RE: japanese xml

From: Marco Cimarosti (marco.cimarosti@essetre.it)
Date: Thu Aug 30 2001 - 04:16:21 EDT


Viranga Ratnaike wrote:
> Is it ok for Unicode code points to be
> encoded/serialized using EUC?
> I'm not planning on doing this; just wondering what (?if any?)
> restrictions, there are on choice of transformation format.

EUC size simply doesn't fit Unicode.

Each EUC-encoded character is either a single byte or a sequence of *two*
bytes. Each byte in a double-byte character is a non-ASCII code (range
128..255).
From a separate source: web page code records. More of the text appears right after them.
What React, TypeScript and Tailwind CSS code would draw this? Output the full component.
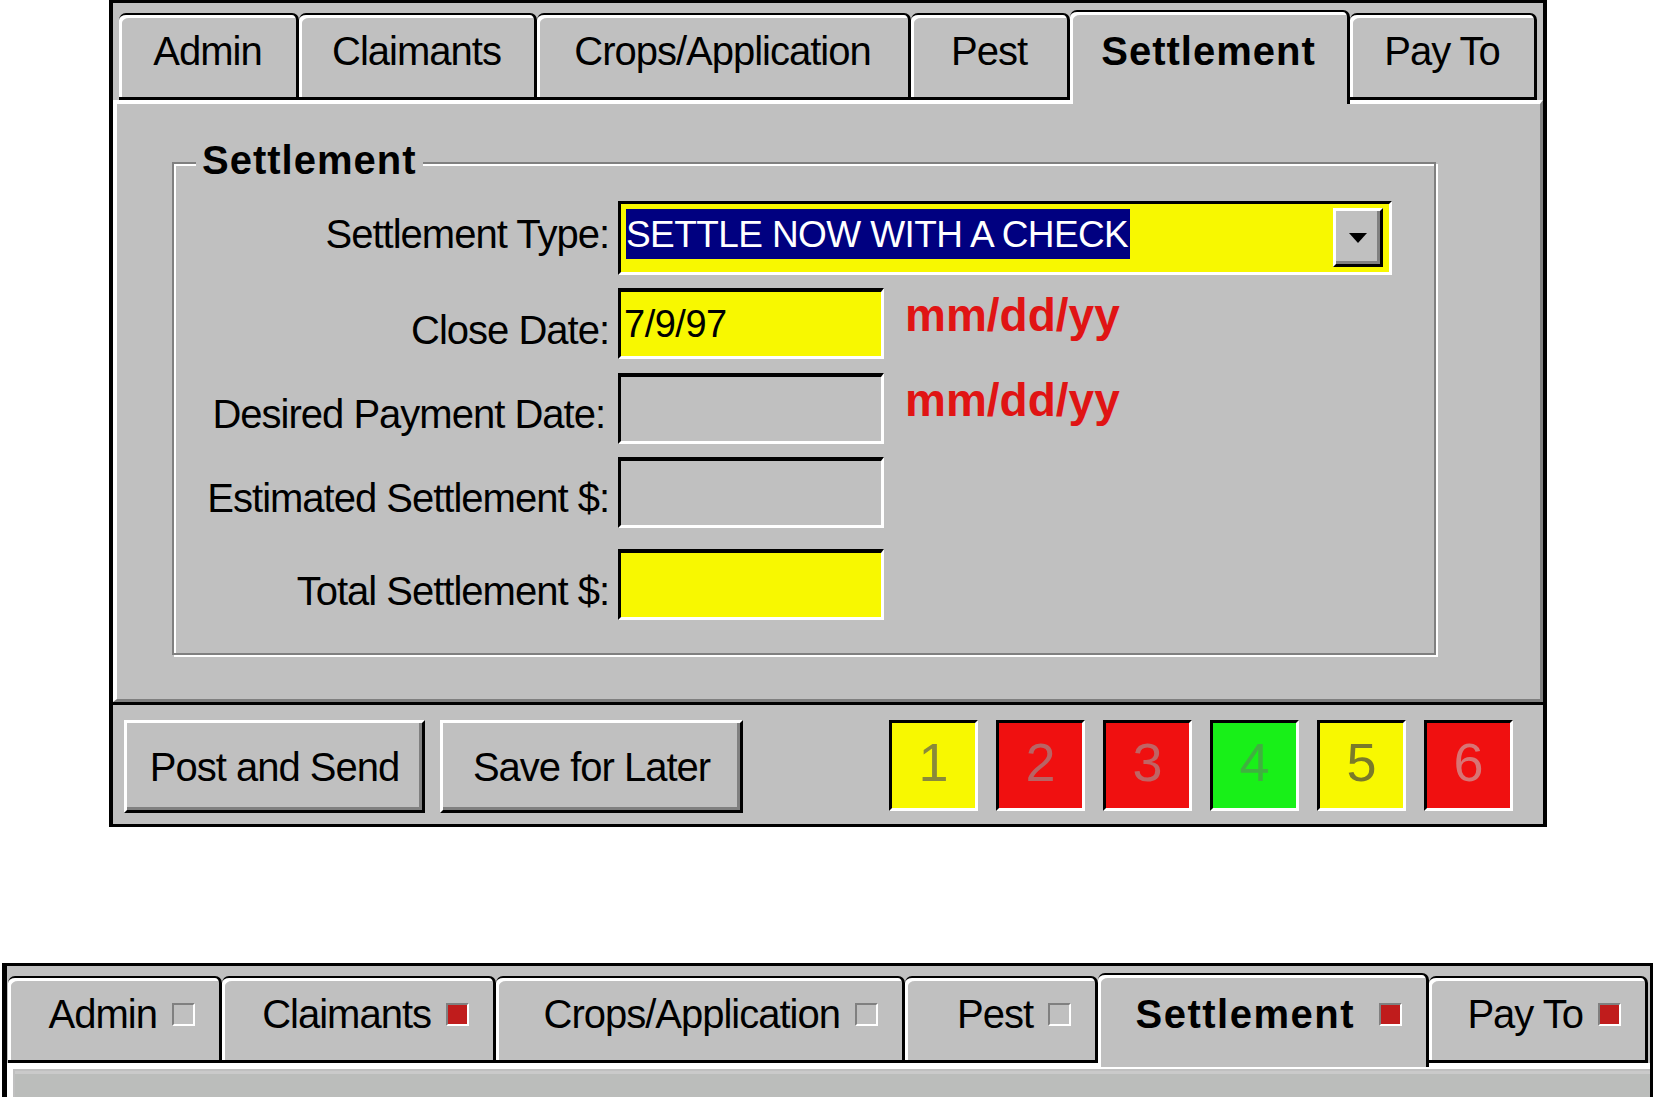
import clsx from 'clsx';

type TabDef = { label: string; w: string; selected?: boolean; mark?: boolean };

const topTabs: TabDef[] = [
  { label: 'Admin', w: 'w-[180px]' },
  { label: 'Claimants', w: 'w-[238px]' },
  { label: 'Crops/Application', w: 'w-[374px]' },
  { label: 'Pest', w: 'w-[159px]' },
  { label: 'Settlement', w: 'w-[280px]', selected: true },
  { label: 'Pay To', w: 'w-[187px]' },
];

const bottomTabs: TabDef[] = [
  { label: 'Admin', w: 'w-[214px]' },
  { label: 'Claimants', w: 'w-[274px]', mark: true },
  { label: 'Crops/Application', w: 'w-[409px]' },
  { label: 'Pest', w: 'w-[193px]' },
  { label: 'Settlement', w: 'w-[331px]', selected: true, mark: true },
  { label: 'Pay To', w: 'w-[219px]', mark: true },
];

const boxes = [
  { n: '1', cls: 'bg-[#f8f800] text-[#8a8a3a]' },
  { n: '2', cls: 'bg-[#f01010] text-[#b86464]' },
  { n: '3', cls: 'bg-[#f01010] text-[#c06464]' },
  { n: '4', cls: 'bg-[#18f018] text-[#40b040]' },
  { n: '5', cls: 'bg-[#f8f800] text-[#7a7a2a]' },
  { n: '6', cls: 'bg-[#f01010] text-[#d87474]' },
];

function Tab({ tab, withMark }: { tab: TabDef; withMark?: boolean }) {
  return (
    <div
      className={clsx(
        'relative flex shrink-0 rounded-t-[7px] border-t-[2px] border-r-[3px] border-t-black border-r-black bg-[#c0c0c0] shadow-[inset_3px_3px_0_#fff]',
        tab.w,
        tab.selected ? 'z-10 -mb-[4px] h-[94px] pt-[19px]' : 'h-[87px] border-b-[3px] border-b-black pt-[16px]',
        withMark ? 'justify-end pr-[24px]' : 'justify-center'
      )}
    >
      <div className="flex h-[40px] items-center gap-[15px]">
        <span
          className={clsx(
            'text-[40px] leading-none whitespace-nowrap',
            tab.selected ? 'font-bold' : 'tracking-[-1px]',
            tab.selected && (withMark ? 'mr-[9px] tracking-[1.5px]' : 'tracking-[1px]')
          )}
        >
          {tab.label}
        </span>
        {withMark && (
          <span
            className={clsx(
              'h-[23px] w-[23px] shrink-0 border-[2px] border-t-[#808080] border-l-[#808080] border-b-white border-r-white',
              tab.mark ? 'bg-[#c01c1c]' : 'bg-[#c0c0c0]'
            )}
          />
        )}
      </div>
    </div>
  );
}

function Field({ yellow, value }: { yellow?: boolean; value?: string }) {
  return (
    <div
      className={clsx(
        'flex h-[71px] w-[266px] shrink-0 items-center border-t-[4px] border-l-[3px] border-r-[3px] border-b-[3px] border-t-black border-l-black border-r-white border-b-white pl-[3px]',
        yellow ? 'bg-[#f8f800]' : 'bg-[#c0c0c0]'
      )}
    >
      {value && <span className="text-[38px] leading-none tracking-[-0.5px]">{value}</span>}
    </div>
  );
}

function Hint() {
  return (
    <span className="mt-[4px] ml-[21px] self-start text-[46px] leading-none font-bold text-[#e01414]">
      mm/dd/yy
    </span>
  );
}

function Label({ text, cls }: { text: string; cls?: string }) {
  return (
    <div
      className={clsx(
        'w-[444px] shrink-0 text-right text-[40px] leading-none tracking-[-1px] whitespace-nowrap',
        cls
      )}
    >
      {text}
    </div>
  );
}

function RaisedButton({ label, w }: { label: string; w: string }) {
  return (
    <button
      className={clsx(
        'flex h-[93px] items-center justify-center border-[3px] border-t-white border-l-white border-r-black border-b-black bg-[#c0c0c0] text-[40px] leading-none tracking-[-1px] shadow-[inset_-3px_-3px_0_#808080]',
        w
      )}
    >
      {label}
    </button>
  );
}

function TopWindow() {
  return (
    <div className="h-[827px] w-[1438px] border-t-[3px] border-r-[4px] border-b-[3px] border-l-[4px] border-black bg-[#c0c0c0]">
      <div className="flex h-[97px] items-end pl-[6px]">
        {topTabs.map((t) => (
          <Tab key={t.label} tab={t} />
        ))}
      </div>

      <div className="h-[602px] border-t-[4px] border-l-[4px] border-r-[3px] border-b-[3px] border-t-white border-l-white border-r-[#808080] border-b-[#808080] pt-[58px] pl-[55px]">
        <div className="relative h-[493px] w-[1264px] border-[2px] border-[#808080] pt-[37px] shadow-[inset_2px_2px_0_#fff,2px_2px_0_#fff]">
          <span className="absolute -top-[24px] left-[22px] bg-[#c0c0c0] px-[6px] text-[40px] leading-none font-bold tracking-[1px]">
            Settlement
          </span>

          <div className="flex h-[74px] items-center">
            <Label text="Settlement Type:" cls="pr-[9px] pb-[8px]" />
            <div className="flex h-[74px] w-[774px] shrink-0 items-start justify-between border-[3px] border-t-black border-l-black border-r-white border-b-white bg-[#f8f800] pt-[5px] pr-[6px] pl-[5px]">
              <span className="flex h-[50px] items-center bg-[#000080] pr-[2px] text-[37px] leading-none tracking-[-0.6px] whitespace-nowrap text-white">
                SETTLE NOW WITH A CHECK
              </span>
              <span className="-mt-[1px] flex h-[59px] w-[50px] items-center justify-center border-[3px] border-t-white border-l-white border-r-black border-b-black bg-[#c0c0c0] shadow-[inset_-3px_-3px_0_#808080]">
                <svg width="18" height="10" viewBox="0 0 18 10">
                  <path d="M0 0H18L9 10Z" fill="#000" />
                </svg>
              </span>
            </div>
          </div>

          <div className="mt-[13px] flex items-center">
            <Label text="Close Date:" cls="pr-[9px] pt-[13px]" />
            <Field yellow value="7/9/97" />
            <Hint />
          </div>

          <div className="mt-[14px] flex items-center">
            <Label text="Desired Payment Date:" cls="pr-[13px] pt-[11px]" />
            <Field />
            <Hint />
          </div>

          <div className="mt-[13px] flex items-center">
            <Label text="Estimated Settlement $:" cls="pr-[9px] pt-[11px]" />
            <Field />
          </div>

          <div className="mt-[21px] flex items-center">
            <Label text="Total Settlement $:" cls="pr-[9px] pt-[12px]" />
            <Field yellow />
          </div>
        </div>
      </div>

      <div className="h-[3px] bg-black" />

      <div className="flex h-[119px] items-start pt-[15px] pr-[30px] pl-[11px]">
        <div className="flex gap-[15px]">
          <RaisedButton label="Post and Send" w="w-[301px]" />
          <RaisedButton label="Save for Later" w="w-[303px]" />
        </div>
        <div className="ml-auto flex gap-[18px]">
          {boxes.map((b) => (
            <div
              key={b.n}
              className={clsx(
                'flex h-[91px] w-[89px] items-center justify-center border-[3px] border-t-black border-l-black border-r-white border-b-white pb-[8px] text-[54px] leading-none',
                b.cls
              )}
            >
              {b.n}
            </div>
          ))}
        </div>
      </div>
    </div>
  );
}

function BottomWindow() {
  return (
    <div className="h-[200px] w-[1651px] border-t-[3px] border-r-[3px] border-l-[5px] border-black bg-[#c0c0c0]">
      <div className="flex h-[97px] items-end pl-[1px]">
        {bottomTabs.map((t) => (
          <Tab key={t.label} tab={t} withMark />
        ))}
      </div>
      <div className="h-[100px] border-t-[6px] border-l-[6px] border-t-white border-l-white pt-[2px] pl-[2px]">
        <div className="h-full border-t-[3px] border-[#cacaca] bg-[#bbbdbb]" />
      </div>
    </div>
  );
}

export default function App() {
  return (
    <div className="h-[1097px] w-[1656px] overflow-hidden bg-white font-['Liberation_Sans',Arial,sans-serif] text-black">
      <div className="ml-[109px]">
        <TopWindow />
      </div>
      <div className="mt-[136px] ml-[2px]">
        <BottomWindow />
      </div>
    </div>
  );
}
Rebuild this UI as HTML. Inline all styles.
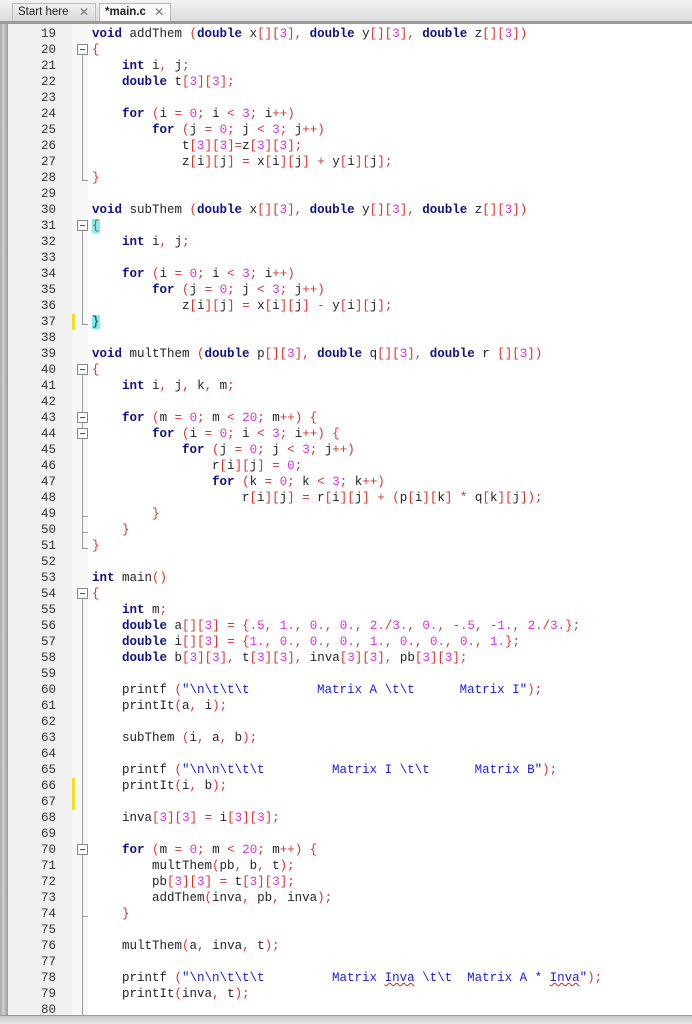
<!DOCTYPE html>
<html><head><meta charset="utf-8"><style>
*{margin:0;padding:0;box-sizing:border-box}
body{width:692px;height:1024px;overflow:hidden;background:#fff;font-family:"Liberation Sans",sans-serif;position:relative}
#tabs{position:absolute;left:0;top:0;width:692px;height:24px;background:linear-gradient(#f4f4f4,#dcdcdc);border-bottom:3px solid #9a9a9a}
.tab{position:absolute;top:3px;height:18px;font-size:11.5px;color:#222;padding:2px 0 0 5px;border:1px solid #b8b8b8;border-bottom:none;background:linear-gradient(#f0f0f0,#d8d8d8)}
.tab .x{position:absolute;right:6px;top:1px;color:#777;font-size:12px}
#lb{position:absolute;left:0;top:24px;width:8px;height:1000px;background:linear-gradient(90deg,#a8a8a8,#cfcfcf 40%,#9a9a9a)}
#gut{position:absolute;left:8px;top:24px;width:64px;height:992px;background:#f0f0f0}
#fold{position:absolute;left:72px;top:24px;width:16px;height:992px;background:#f8f8f8}
#bot{position:absolute;left:0;top:1015px;width:692px;height:9px;background:linear-gradient(#c8c8c8,#e8e8e8);border-top:1px solid #999}
pre{position:absolute;font-family:"Liberation Mono",monospace;font-size:12.5px;line-height:16px;top:26px}
#nums{left:8px;width:48px;text-align:right;color:#333}
#code{left:92px;color:#222}
.k{color:#10108a;font-weight:bold}.o{color:#e0302a}.n{color:#e030e0}.s{color:#1a1aee}
.u{text-decoration:underline wavy #e02020;text-decoration-thickness:1px}
.hl{background:#7ff0f0}
.fb{position:absolute;left:77px;width:11px;height:11px;border:1px solid #888;background:#fff}
.fb:after{content:"";position:absolute;left:2px;top:4px;width:5px;height:1px;background:#555}
.vl{position:absolute;left:82px;width:1px;background:#999}
.el{position:absolute;left:82px;width:6px;height:1px;background:#999}
.ym{position:absolute;left:72px;width:3px;height:16px;background:#f0e020}
</style></head><body>
<div id="tabs">
<div class="tab" style="left:12px;width:84px;border-color:#bbb">Start here<span class="x">✕</span></div>
<div class="tab" style="left:99px;width:72px;background:#fafafa;font-weight:bold">*main.c<span class="x" style="font-weight:normal">✕</span></div>
</div>
<div id="lb"></div><div id="gut"></div><div id="fold"></div>
<div class="ym" style="top:314px"></div><div class="ym" style="top:778px"></div><div class="ym" style="top:794px"></div>
<!-- fold structure -->
<div class="fb" style="top:44px"></div><div class="vl" style="top:55px;height:125px"></div><div class="el" style="top:180px"></div>
<div class="fb" style="top:220px"></div><div class="vl" style="top:231px;height:93px"></div><div class="el" style="top:324px"></div>
<div class="fb" style="top:364px"></div><div class="vl" style="top:375px;height:173px"></div>
<div class="fb" style="top:412px"></div><div class="fb" style="top:428px"></div>
<div class="el" style="top:516px"></div><div class="el" style="top:532px"></div><div class="el" style="top:548px"></div>
<div class="fb" style="top:588px"></div><div class="vl" style="top:599px;height:417px"></div>
<div class="fb" style="top:844px"></div><div class="el" style="top:916px"></div>
<pre id="nums">19
20
21
22
23
24
25
26
27
28
29
30
31
32
33
34
35
36
37
38
39
40
41
42
43
44
45
46
47
48
49
50
51
52
53
54
55
56
57
58
59
60
61
62
63
64
65
66
67
68
69
70
71
72
73
74
75
76
77
78
79
80</pre>
<pre id="code"><span class="k">void</span> addThem <span class="o">(</span><span class="k">double</span> x<span class="o">[][</span><span class="n">3</span><span class="o">],</span> <span class="k">double</span> y<span class="o">[][</span><span class="n">3</span><span class="o">],</span> <span class="k">double</span> z<span class="o">[][</span><span class="n">3</span><span class="o">])</span>
<span class="o">{</span>
    <span class="k">int</span> i<span class="o">,</span> j<span class="o">;</span>
    <span class="k">double</span> t<span class="o">[</span><span class="n">3</span><span class="o">][</span><span class="n">3</span><span class="o">];</span>

    <span class="k">for</span> <span class="o">(</span>i <span class="o">=</span> <span class="n">0</span><span class="o">;</span> i <span class="o">&lt;</span> <span class="n">3</span><span class="o">;</span> i<span class="o">++)</span>
        <span class="k">for</span> <span class="o">(</span>j <span class="o">=</span> <span class="n">0</span><span class="o">;</span> j <span class="o">&lt;</span> <span class="n">3</span><span class="o">;</span> j<span class="o">++)</span>
            t<span class="o">[</span><span class="n">3</span><span class="o">][</span><span class="n">3</span><span class="o">]=</span>z<span class="o">[</span><span class="n">3</span><span class="o">][</span><span class="n">3</span><span class="o">];</span>
            z<span class="o">[</span>i<span class="o">][</span>j<span class="o">]</span> <span class="o">=</span> x<span class="o">[</span>i<span class="o">][</span>j<span class="o">]</span> <span class="o">+</span> y<span class="o">[</span>i<span class="o">][</span>j<span class="o">];</span>
<span class="o">}</span>

<span class="k">void</span> subThem <span class="o">(</span><span class="k">double</span> x<span class="o">[][</span><span class="n">3</span><span class="o">],</span> <span class="k">double</span> y<span class="o">[][</span><span class="n">3</span><span class="o">],</span> <span class="k">double</span> z<span class="o">[][</span><span class="n">3</span><span class="o">])</span>
<span class="o hl">{</span>
    <span class="k">int</span> i<span class="o">,</span> j<span class="o">;</span>

    <span class="k">for</span> <span class="o">(</span>i <span class="o">=</span> <span class="n">0</span><span class="o">;</span> i <span class="o">&lt;</span> <span class="n">3</span><span class="o">;</span> i<span class="o">++)</span>
        <span class="k">for</span> <span class="o">(</span>j <span class="o">=</span> <span class="n">0</span><span class="o">;</span> j <span class="o">&lt;</span> <span class="n">3</span><span class="o">;</span> j<span class="o">++)</span>
            z<span class="o">[</span>i<span class="o">][</span>j<span class="o">]</span> <span class="o">=</span> x<span class="o">[</span>i<span class="o">][</span>j<span class="o">]</span> <span class="o">-</span> y<span class="o">[</span>i<span class="o">][</span>j<span class="o">];</span>
<span class="hl" style="color:#222">}</span>

<span class="k">void</span> multThem <span class="o">(</span><span class="k">double</span> p<span class="o">[][</span><span class="n">3</span><span class="o">],</span> <span class="k">double</span> q<span class="o">[][</span><span class="n">3</span><span class="o">],</span> <span class="k">double</span> r <span class="o">[][</span><span class="n">3</span><span class="o">])</span>
<span class="o">{</span>
    <span class="k">int</span> i<span class="o">,</span> j<span class="o">,</span> k<span class="o">,</span> m<span class="o">;</span>

    <span class="k">for</span> <span class="o">(</span>m <span class="o">=</span> <span class="n">0</span><span class="o">;</span> m <span class="o">&lt;</span> <span class="n">20</span><span class="o">;</span> m<span class="o">++)</span> <span class="o">{</span>
        <span class="k">for</span> <span class="o">(</span>i <span class="o">=</span> <span class="n">0</span><span class="o">;</span> i <span class="o">&lt;</span> <span class="n">3</span><span class="o">;</span> i<span class="o">++)</span> <span class="o">{</span>
            <span class="k">for</span> <span class="o">(</span>j <span class="o">=</span> <span class="n">0</span><span class="o">;</span> j <span class="o">&lt;</span> <span class="n">3</span><span class="o">;</span> j<span class="o">++)</span>
                r<span class="o">[</span>i<span class="o">][</span>j<span class="o">]</span> <span class="o">=</span> <span class="n">0</span><span class="o">;</span>
                <span class="k">for</span> <span class="o">(</span>k <span class="o">=</span> <span class="n">0</span><span class="o">;</span> k <span class="o">&lt;</span> <span class="n">3</span><span class="o">;</span> k<span class="o">++)</span>
                    r<span class="o">[</span>i<span class="o">][</span>j<span class="o">]</span> <span class="o">=</span> r<span class="o">[</span>i<span class="o">][</span>j<span class="o">]</span> <span class="o">+</span> <span class="o">(</span>p<span class="o">[</span>i<span class="o">][</span>k<span class="o">]</span> <span class="o">*</span> q<span class="o">[</span>k<span class="o">][</span>j<span class="o">]);</span>
        <span class="o">}</span>
    <span class="o">}</span>
<span class="o">}</span>

<span class="k">int</span> main<span class="o">()</span>
<span class="o">{</span>
    <span class="k">int</span> m<span class="o">;</span>
    <span class="k">double</span> a<span class="o">[][</span><span class="n">3</span><span class="o">]</span> <span class="o">=</span> <span class="o">{</span><span class="n">.5</span><span class="o">,</span> <span class="n">1.</span><span class="o">,</span> <span class="n">0.</span><span class="o">,</span> <span class="n">0.</span><span class="o">,</span> <span class="n">2.</span><span class="o">/</span><span class="n">3.</span><span class="o">,</span> <span class="n">0.</span><span class="o">,</span> <span class="o">-</span><span class="n">.5</span><span class="o">,</span> <span class="o">-</span><span class="n">1.</span><span class="o">,</span> <span class="n">2.</span><span class="o">/</span><span class="n">3.</span><span class="o">};</span>
    <span class="k">double</span> i<span class="o">[][</span><span class="n">3</span><span class="o">]</span> <span class="o">=</span> <span class="o">{</span><span class="n">1.</span><span class="o">,</span> <span class="n">0.</span><span class="o">,</span> <span class="n">0.</span><span class="o">,</span> <span class="n">0.</span><span class="o">,</span> <span class="n">1.</span><span class="o">,</span> <span class="n">0.</span><span class="o">,</span> <span class="n">0.</span><span class="o">,</span> <span class="n">0.</span><span class="o">,</span> <span class="n">1.</span><span class="o">};</span>
    <span class="k">double</span> b<span class="o">[</span><span class="n">3</span><span class="o">][</span><span class="n">3</span><span class="o">],</span> t<span class="o">[</span><span class="n">3</span><span class="o">][</span><span class="n">3</span><span class="o">],</span> inva<span class="o">[</span><span class="n">3</span><span class="o">][</span><span class="n">3</span><span class="o">],</span> pb<span class="o">[</span><span class="n">3</span><span class="o">][</span><span class="n">3</span><span class="o">];</span>

    printf <span class="o">(</span><span class="s">"\n\t\t\t         Matrix A \t\t      Matrix I"</span><span class="o">);</span>
    printIt<span class="o">(</span>a<span class="o">,</span> i<span class="o">);</span>

    subThem <span class="o">(</span>i<span class="o">,</span> a<span class="o">,</span> b<span class="o">);</span>

    printf <span class="o">(</span><span class="s">"\n\n\t\t\t         Matrix I \t\t      Matrix B"</span><span class="o">);</span>
    printIt<span class="o">(</span>i<span class="o">,</span> b<span class="o">);</span>

    inva<span class="o">[</span><span class="n">3</span><span class="o">][</span><span class="n">3</span><span class="o">]</span> <span class="o">=</span> i<span class="o">[</span><span class="n">3</span><span class="o">][</span><span class="n">3</span><span class="o">];</span>

    <span class="k">for</span> <span class="o">(</span>m <span class="o">=</span> <span class="n">0</span><span class="o">;</span> m <span class="o">&lt;</span> <span class="n">20</span><span class="o">;</span> m<span class="o">++)</span> <span class="o">{</span>
        multThem<span class="o">(</span>pb<span class="o">,</span> b<span class="o">,</span> t<span class="o">);</span>
        pb<span class="o">[</span><span class="n">3</span><span class="o">][</span><span class="n">3</span><span class="o">]</span> <span class="o">=</span> t<span class="o">[</span><span class="n">3</span><span class="o">][</span><span class="n">3</span><span class="o">];</span>
        addThem<span class="o">(</span>inva<span class="o">,</span> pb<span class="o">,</span> inva<span class="o">);</span>
    <span class="o">}</span>

    multThem<span class="o">(</span>a<span class="o">,</span> inva<span class="o">,</span> t<span class="o">);</span>

    printf <span class="o">(</span><span class="s">"\n\n\t\t\t         Matrix <span class="u">Inva</span> \t\t  Matrix A * <span class="u">Inva</span>"</span><span class="o">);</span>
    printIt<span class="o">(</span>inva<span class="o">,</span> t<span class="o">);</span>
</pre>
<div id="bot"></div>
</body></html>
So, even assuming that the whole range 128..255 is assigned to
double byte encoding, EUC allows a maximum of only 16,384 characters (128 x
128). But Unicode has 1,114,112 code points...

On the other hand, Unicode's UTF-8 and UTF-16 are both able to represent at
least the whole 1,114,112 character range. So, in *theory*, they could also
be used to represent CJK character sets, which normally have less than
10,000 characters. But, in *practice*, I have never seen such a thing.

> Is the conversion from euc-jp to utf-8/utf-16 simple; are there
> algorithms and/or converters, out there, that I can access?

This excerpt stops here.